B. AU REGARD DE L'INTERPRÉTATION DE LA MAJORITÉ DE LA DOCTRINE, LA PROPOSITION DE LOI NE PRODUIT PAS D'EFFET JURIDIQUE PARTICULIER
Perçu comme une stratégie de contournement du Parlement, le recours à l'article 11 par le général de Gaulle en 1962 avait suscité une forte opposition tant au Sénat, sous la présidence de Gaston Monnerville, qu'à l'Assemblée nationale, avec l'adoption d'une motion de censure entraînant la démission du premier gouvernement Pompidou. Au plan juridique, le Conseil d'État avait rendu un avis défavorable sur le recours à cette procédure.

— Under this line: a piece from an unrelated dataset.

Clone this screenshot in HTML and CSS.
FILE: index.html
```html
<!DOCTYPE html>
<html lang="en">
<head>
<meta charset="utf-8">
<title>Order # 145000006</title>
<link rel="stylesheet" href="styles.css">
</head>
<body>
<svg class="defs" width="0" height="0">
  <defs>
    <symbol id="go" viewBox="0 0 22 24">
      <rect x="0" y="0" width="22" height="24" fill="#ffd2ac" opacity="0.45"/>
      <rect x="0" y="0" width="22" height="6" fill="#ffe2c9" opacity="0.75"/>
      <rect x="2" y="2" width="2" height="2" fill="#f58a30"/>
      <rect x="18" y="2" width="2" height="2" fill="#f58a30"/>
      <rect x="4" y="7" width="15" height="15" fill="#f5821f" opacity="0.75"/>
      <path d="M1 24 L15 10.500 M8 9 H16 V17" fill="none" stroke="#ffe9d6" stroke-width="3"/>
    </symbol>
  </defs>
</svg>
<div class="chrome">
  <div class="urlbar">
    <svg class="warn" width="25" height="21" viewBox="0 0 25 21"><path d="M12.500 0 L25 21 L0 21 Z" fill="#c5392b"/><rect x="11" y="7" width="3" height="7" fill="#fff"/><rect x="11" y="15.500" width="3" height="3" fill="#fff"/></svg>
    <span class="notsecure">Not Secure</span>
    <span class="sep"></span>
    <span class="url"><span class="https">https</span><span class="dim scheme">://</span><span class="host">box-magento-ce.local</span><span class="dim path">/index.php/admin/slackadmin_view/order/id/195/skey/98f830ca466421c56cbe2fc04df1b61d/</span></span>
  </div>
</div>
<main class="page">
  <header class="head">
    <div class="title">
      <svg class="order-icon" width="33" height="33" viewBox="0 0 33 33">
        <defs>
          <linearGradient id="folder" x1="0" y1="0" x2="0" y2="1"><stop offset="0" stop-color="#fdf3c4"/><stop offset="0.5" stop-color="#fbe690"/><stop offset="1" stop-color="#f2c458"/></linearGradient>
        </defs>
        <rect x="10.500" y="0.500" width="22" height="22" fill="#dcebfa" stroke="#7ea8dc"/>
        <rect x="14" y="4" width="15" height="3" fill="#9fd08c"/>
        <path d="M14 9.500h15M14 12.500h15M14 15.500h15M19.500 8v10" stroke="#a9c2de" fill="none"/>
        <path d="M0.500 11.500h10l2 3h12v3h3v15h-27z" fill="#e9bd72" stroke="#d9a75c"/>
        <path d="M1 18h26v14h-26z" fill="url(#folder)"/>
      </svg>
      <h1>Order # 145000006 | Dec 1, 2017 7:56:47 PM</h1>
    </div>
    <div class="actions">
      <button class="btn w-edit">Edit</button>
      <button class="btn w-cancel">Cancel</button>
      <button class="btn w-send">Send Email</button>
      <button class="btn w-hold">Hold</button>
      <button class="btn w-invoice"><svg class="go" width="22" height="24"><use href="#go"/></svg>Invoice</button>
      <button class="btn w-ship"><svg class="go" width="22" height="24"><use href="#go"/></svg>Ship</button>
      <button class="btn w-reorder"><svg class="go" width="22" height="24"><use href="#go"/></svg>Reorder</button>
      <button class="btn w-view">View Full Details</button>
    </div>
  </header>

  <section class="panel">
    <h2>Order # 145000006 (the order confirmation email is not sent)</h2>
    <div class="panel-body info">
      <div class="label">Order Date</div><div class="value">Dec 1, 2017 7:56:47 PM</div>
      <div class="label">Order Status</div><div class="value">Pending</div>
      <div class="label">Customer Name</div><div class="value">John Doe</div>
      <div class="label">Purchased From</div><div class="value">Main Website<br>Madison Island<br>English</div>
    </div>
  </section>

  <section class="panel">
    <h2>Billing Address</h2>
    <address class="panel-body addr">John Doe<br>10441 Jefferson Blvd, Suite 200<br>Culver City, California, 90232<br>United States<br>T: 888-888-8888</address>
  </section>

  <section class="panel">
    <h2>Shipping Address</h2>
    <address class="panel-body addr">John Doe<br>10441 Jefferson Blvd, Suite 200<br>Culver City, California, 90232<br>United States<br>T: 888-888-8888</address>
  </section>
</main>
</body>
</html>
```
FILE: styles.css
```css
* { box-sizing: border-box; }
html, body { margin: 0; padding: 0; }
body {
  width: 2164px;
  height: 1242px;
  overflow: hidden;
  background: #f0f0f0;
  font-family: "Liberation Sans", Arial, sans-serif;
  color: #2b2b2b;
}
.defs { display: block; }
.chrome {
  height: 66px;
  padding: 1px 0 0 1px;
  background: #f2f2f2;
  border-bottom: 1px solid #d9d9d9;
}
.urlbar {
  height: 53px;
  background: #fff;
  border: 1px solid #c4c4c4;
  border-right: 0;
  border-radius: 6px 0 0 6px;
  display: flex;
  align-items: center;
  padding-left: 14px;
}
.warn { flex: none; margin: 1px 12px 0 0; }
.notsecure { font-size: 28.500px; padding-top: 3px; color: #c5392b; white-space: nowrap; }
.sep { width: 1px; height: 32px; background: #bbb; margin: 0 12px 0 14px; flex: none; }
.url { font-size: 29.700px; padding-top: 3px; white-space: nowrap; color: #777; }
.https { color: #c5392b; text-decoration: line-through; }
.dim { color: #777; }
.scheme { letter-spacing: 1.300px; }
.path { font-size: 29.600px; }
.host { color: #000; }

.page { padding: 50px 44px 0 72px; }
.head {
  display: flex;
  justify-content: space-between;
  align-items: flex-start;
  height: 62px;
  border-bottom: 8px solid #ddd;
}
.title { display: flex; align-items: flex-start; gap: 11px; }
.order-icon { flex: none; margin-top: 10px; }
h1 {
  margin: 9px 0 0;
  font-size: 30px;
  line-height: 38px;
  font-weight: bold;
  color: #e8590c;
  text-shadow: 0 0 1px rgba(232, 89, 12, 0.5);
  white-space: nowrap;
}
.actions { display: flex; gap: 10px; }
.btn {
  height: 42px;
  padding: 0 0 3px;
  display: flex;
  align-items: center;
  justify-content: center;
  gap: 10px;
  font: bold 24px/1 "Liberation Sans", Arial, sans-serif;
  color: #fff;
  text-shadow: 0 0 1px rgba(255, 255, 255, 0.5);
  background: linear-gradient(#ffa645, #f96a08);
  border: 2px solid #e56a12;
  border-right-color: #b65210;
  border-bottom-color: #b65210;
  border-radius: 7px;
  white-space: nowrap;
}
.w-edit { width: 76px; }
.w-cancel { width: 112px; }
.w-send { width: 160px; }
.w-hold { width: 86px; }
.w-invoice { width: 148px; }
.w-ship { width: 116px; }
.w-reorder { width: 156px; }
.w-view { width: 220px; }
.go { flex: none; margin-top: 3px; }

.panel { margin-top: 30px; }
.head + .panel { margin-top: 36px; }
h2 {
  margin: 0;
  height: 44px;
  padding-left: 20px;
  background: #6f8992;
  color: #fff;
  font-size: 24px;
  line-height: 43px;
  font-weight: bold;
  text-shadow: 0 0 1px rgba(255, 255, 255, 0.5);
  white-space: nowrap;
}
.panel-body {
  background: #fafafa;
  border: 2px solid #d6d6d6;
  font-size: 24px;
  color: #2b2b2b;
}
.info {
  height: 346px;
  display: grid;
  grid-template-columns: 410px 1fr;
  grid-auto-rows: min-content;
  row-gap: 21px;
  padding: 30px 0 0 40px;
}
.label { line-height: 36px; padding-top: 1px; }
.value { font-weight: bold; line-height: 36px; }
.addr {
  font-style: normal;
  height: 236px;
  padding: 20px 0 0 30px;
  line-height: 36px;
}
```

Dans sa grande majorité, la doctrine considère aujourd'hui que l'article 89 constitue déjà la seule voie de révision régulière de la Constitution. Parmi les arguments les plus souvent mobilisés à l'appui de cette thèse, peut être mentionné le fait que la Constitution comporte un titre spécial dédié à sa révision (titre XVI), dont les dispositions ne visent à aucun moment l'article 11. En outre, il résulte logiquement de l'économie générale des deux articles 11 et 89, qui prévoient tous deux une adoption par référendum, que seul le second, plus restrictif, permet de réviser la Constitution.
La proposition de loi constitutionnelle tend à modifier les articles 11 et 89 de façon à expliciter que seul l'article 89 peut être utilisé pour réviser la Constitution. Ce faisant, elle se borne à consacrer ce qui est déjà l'interprétation de la majorité de la doctrine.